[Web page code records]

══════════════════════════════

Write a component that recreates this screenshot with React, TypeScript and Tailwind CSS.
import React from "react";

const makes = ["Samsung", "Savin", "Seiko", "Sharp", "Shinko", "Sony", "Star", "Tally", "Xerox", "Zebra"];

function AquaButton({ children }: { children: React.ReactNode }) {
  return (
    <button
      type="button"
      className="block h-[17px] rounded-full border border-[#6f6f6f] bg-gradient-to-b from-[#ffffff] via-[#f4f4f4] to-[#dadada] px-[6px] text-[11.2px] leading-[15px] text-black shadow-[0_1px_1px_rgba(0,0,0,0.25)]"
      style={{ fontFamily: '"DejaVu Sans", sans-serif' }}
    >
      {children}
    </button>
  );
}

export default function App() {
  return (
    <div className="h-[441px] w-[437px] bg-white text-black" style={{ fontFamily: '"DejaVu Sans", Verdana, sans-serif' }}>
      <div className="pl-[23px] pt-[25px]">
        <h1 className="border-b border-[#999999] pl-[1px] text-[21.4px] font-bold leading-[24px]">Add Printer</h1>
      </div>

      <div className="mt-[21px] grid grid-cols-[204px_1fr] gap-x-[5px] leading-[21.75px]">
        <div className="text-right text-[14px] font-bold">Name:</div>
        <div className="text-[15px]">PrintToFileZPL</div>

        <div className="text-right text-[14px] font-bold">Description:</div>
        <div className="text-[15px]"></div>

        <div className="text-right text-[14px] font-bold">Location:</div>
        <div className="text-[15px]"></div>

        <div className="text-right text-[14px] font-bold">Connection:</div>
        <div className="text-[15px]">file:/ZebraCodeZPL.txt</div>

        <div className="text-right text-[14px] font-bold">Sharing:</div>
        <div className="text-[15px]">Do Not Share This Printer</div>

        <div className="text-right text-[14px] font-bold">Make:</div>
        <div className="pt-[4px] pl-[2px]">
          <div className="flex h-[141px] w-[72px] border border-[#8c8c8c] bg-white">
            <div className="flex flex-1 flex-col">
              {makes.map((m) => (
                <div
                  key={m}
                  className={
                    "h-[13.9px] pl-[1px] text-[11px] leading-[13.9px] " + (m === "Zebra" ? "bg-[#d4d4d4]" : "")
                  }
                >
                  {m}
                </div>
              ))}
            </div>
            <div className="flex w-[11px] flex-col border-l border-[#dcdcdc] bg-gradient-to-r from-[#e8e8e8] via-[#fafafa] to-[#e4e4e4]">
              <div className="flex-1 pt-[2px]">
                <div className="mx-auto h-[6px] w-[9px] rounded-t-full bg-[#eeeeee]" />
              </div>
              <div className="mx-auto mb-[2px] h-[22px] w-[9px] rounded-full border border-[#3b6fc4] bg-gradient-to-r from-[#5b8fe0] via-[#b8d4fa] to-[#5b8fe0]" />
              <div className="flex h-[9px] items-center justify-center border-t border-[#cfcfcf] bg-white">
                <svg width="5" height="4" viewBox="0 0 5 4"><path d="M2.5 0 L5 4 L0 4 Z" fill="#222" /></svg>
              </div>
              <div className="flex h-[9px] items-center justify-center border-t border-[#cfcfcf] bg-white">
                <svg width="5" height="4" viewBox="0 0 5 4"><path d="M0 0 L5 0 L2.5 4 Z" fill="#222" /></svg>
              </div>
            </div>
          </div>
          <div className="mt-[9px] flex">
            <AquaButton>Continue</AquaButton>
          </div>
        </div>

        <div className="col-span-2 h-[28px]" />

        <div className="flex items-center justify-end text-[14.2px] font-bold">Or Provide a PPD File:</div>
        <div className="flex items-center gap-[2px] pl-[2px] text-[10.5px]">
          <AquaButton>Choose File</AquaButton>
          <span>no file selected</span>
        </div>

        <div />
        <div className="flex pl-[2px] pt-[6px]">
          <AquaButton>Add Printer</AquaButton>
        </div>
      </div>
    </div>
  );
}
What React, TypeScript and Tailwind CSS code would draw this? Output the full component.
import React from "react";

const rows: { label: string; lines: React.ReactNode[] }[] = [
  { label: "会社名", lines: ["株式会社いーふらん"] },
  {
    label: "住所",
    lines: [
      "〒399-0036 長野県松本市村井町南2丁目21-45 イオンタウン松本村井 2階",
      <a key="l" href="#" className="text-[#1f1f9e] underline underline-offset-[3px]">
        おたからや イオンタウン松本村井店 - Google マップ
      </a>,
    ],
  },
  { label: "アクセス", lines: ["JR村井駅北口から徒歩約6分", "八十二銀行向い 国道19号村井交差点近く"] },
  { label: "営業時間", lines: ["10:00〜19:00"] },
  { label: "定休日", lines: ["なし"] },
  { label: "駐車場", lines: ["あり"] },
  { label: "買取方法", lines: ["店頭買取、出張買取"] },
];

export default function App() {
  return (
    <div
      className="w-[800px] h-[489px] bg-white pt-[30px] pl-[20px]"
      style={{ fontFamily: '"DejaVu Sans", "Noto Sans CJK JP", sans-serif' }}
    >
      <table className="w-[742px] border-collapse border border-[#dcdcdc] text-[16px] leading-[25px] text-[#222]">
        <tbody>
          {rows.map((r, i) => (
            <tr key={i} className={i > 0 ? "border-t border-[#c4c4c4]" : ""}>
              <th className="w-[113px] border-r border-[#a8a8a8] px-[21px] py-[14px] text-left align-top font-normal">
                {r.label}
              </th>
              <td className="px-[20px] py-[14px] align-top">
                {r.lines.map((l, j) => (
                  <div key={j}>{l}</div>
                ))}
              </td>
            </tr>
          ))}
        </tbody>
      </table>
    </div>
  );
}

══════════════════════════════

◆ **PROBLEM TO SOLVE**
Reproduce the material precisely, including every line.

◆ **EXERCISE RESULT**
Write a component that recreates this screenshot with React, TypeScript and Tailwind CSS.
import React from "react";

const makes = ["Samsung", "Savin", "Seiko", "Sharp", "Shinko", "Sony", "Star", "Tally", "Xerox", "Zebra"];

function AquaButton({ children }: { children: React.ReactNode }) {
  return (
    <button
      type="button"
      className="block h-[17px] rounded-full border border-[#6f6f6f] bg-gradient-to-b from-[#ffffff] via-[#f4f4f4] to-[#dadada] px-[6px] text-[11.2px] leading-[15px] text-black shadow-[0_1px_1px_rgba(0,0,0,0.25)]"
      style={{ fontFamily: '"DejaVu Sans", sans-serif' }}
    >
      {children}
    </button>
  );
}

export default function App() {
  return (
    <div className="h-[441px] w-[437px] bg-white text-black" style={{ fontFamily: '"DejaVu Sans", Verdana, sans-serif' }}>
      <div className="pl-[23px] pt-[25px]">
        <h1 className="border-b border-[#999999] pl-[1px] text-[21.4px] font-bold leading-[24px]">Add Printer</h1>
      </div>

      <div className="mt-[21px] grid grid-cols-[204px_1fr] gap-x-[5px] leading-[21.75px]">
        <div className="text-right text-[14px] font-bold">Name:</div>
        <div className="text-[15px]">PrintToFileZPL</div>

        <div className="text-right text-[14px] font-bold">Description:</div>
        <div className="text-[15px]"></div>

        <div className="text-right text-[14px] font-bold">Location:</div>
        <div className="text-[15px]"></div>

        <div className="text-right text-[14px] font-bold">Connection:</div>
        <div className="text-[15px]">file:/ZebraCodeZPL.txt</div>

        <div className="text-right text-[14px] font-bold">Sharing:</div>
        <div className="text-[15px]">Do Not Share This Printer</div>

        <div className="text-right text-[14px] font-bold">Make:</div>
        <div className="pt-[4px] pl-[2px]">
          <div className="flex h-[141px] w-[72px] border border-[#8c8c8c] bg-white">
            <div className="flex flex-1 flex-col">
              {makes.map((m) => (
                <div
                  key={m}
                  className={
                    "h-[13.9px] pl-[1px] text-[11px] leading-[13.9px] " + (m === "Zebra" ? "bg-[#d4d4d4]" : "")
                  }
                >
                  {m}
                </div>
              ))}
            </div>
            <div className="flex w-[11px] flex-col border-l border-[#dcdcdc] bg-gradient-to-r from-[#e8e8e8] via-[#fafafa] to-[#e4e4e4]">
              <div className="flex-1 pt-[2px]">
                <div className="mx-auto h-[6px] w-[9px] rounded-t-full bg-[#eeeeee]" />
              </div>
              <div className="mx-auto mb-[2px] h-[22px] w-[9px] rounded-full border border-[#3b6fc4] bg-gradient-to-r from-[#5b8fe0] via-[#b8d4fa] to-[#5b8fe0]" />
              <div className="flex h-[9px] items-center justify-center border-t border-[#cfcfcf] bg-white">
                <svg width="5" height="4" viewBox="0 0 5 4"><path d="M2.5 0 L5 4 L0 4 Z" fill="#222" /></svg>
              </div>
              <div className="flex h-[9px] items-center justify-center border-t border-[#cfcfcf] bg-white">
                <svg width="5" height="4" viewBox="0 0 5 4"><path d="M0 0 L5 0 L2.5 4 Z" fill="#222" /></svg>
              </div>
            </div>
          </div>
          <div className="mt-[9px] flex">
            <AquaButton>Continue</AquaButton>
          </div>
        </div>

        <div className="col-span-2 h-[28px]" />

        <div className="flex items-center justify-end text-[14.2px] font-bold">Or Provide a PPD File:</div>
        <div className="flex items-center gap-[2px] pl-[2px] text-[10.5px]">
          <AquaButton>Choose File</AquaButton>
          <span>no file selected</span>
        </div>

        <div />
        <div className="flex pl-[2px] pt-[6px]">
          <AquaButton>Add Printer</AquaButton>
        </div>
      </div>
    </div>
  );
}
What React, TypeScript and Tailwind CSS code would draw this? Output the full component.
import React from "react";

const rows: { label: string; lines: React.ReactNode[] }[] = [
  { label: "会社名", lines: ["株式会社いーふらん"] },
  {
    label: "住所",
    lines: [
      "〒399-0036 長野県松本市村井町南2丁目21-45 イオンタウン松本村井 2階",
      <a key="l" href="#" className="text-[#1f1f9e] underline underline-offset-[3px]">
        おたからや イオンタウン松本村井店 - Google マップ
      </a>,
    ],
  },
  { label: "アクセス", lines: ["JR村井駅北口から徒歩約6分", "八十二銀行向い 国道19号村井交差点近く"] },
  { label: "営業時間", lines: ["10:00〜19:00"] },
  { label: "定休日", lines: ["なし"] },
  { label: "駐車場", lines: ["あり"] },
  { label: "買取方法", lines: ["店頭買取、出張買取"] },
];

export default function App() {
  return (
    <div
      className="w-[800px] h-[489px] bg-white pt-[30px] pl-[20px]"
      style={{ fontFamily: '"DejaVu Sans", "Noto Sans CJK JP", sans-serif' }}
    >
      <table className="w-[742px] border-collapse border border-[#dcdcdc] text-[16px] leading-[25px] text-[#222]">
        <tbody>
          {rows.map((r, i) => (
            <tr key={i} className={i > 0 ? "border-t border-[#c4c4c4]" : ""}>
              <th className="w-[113px] border-r border-[#a8a8a8] px-[21px] py-[14px] text-left align-top font-normal">
                {r.label}
              </th>
              <td className="px-[20px] py-[14px] align-top">
                {r.lines.map((l, j) => (
                  <div key={j}>{l}</div>
                ))}
              </td>
            </tr>
          ))}
        </tbody>
      </table>
    </div>
  );
}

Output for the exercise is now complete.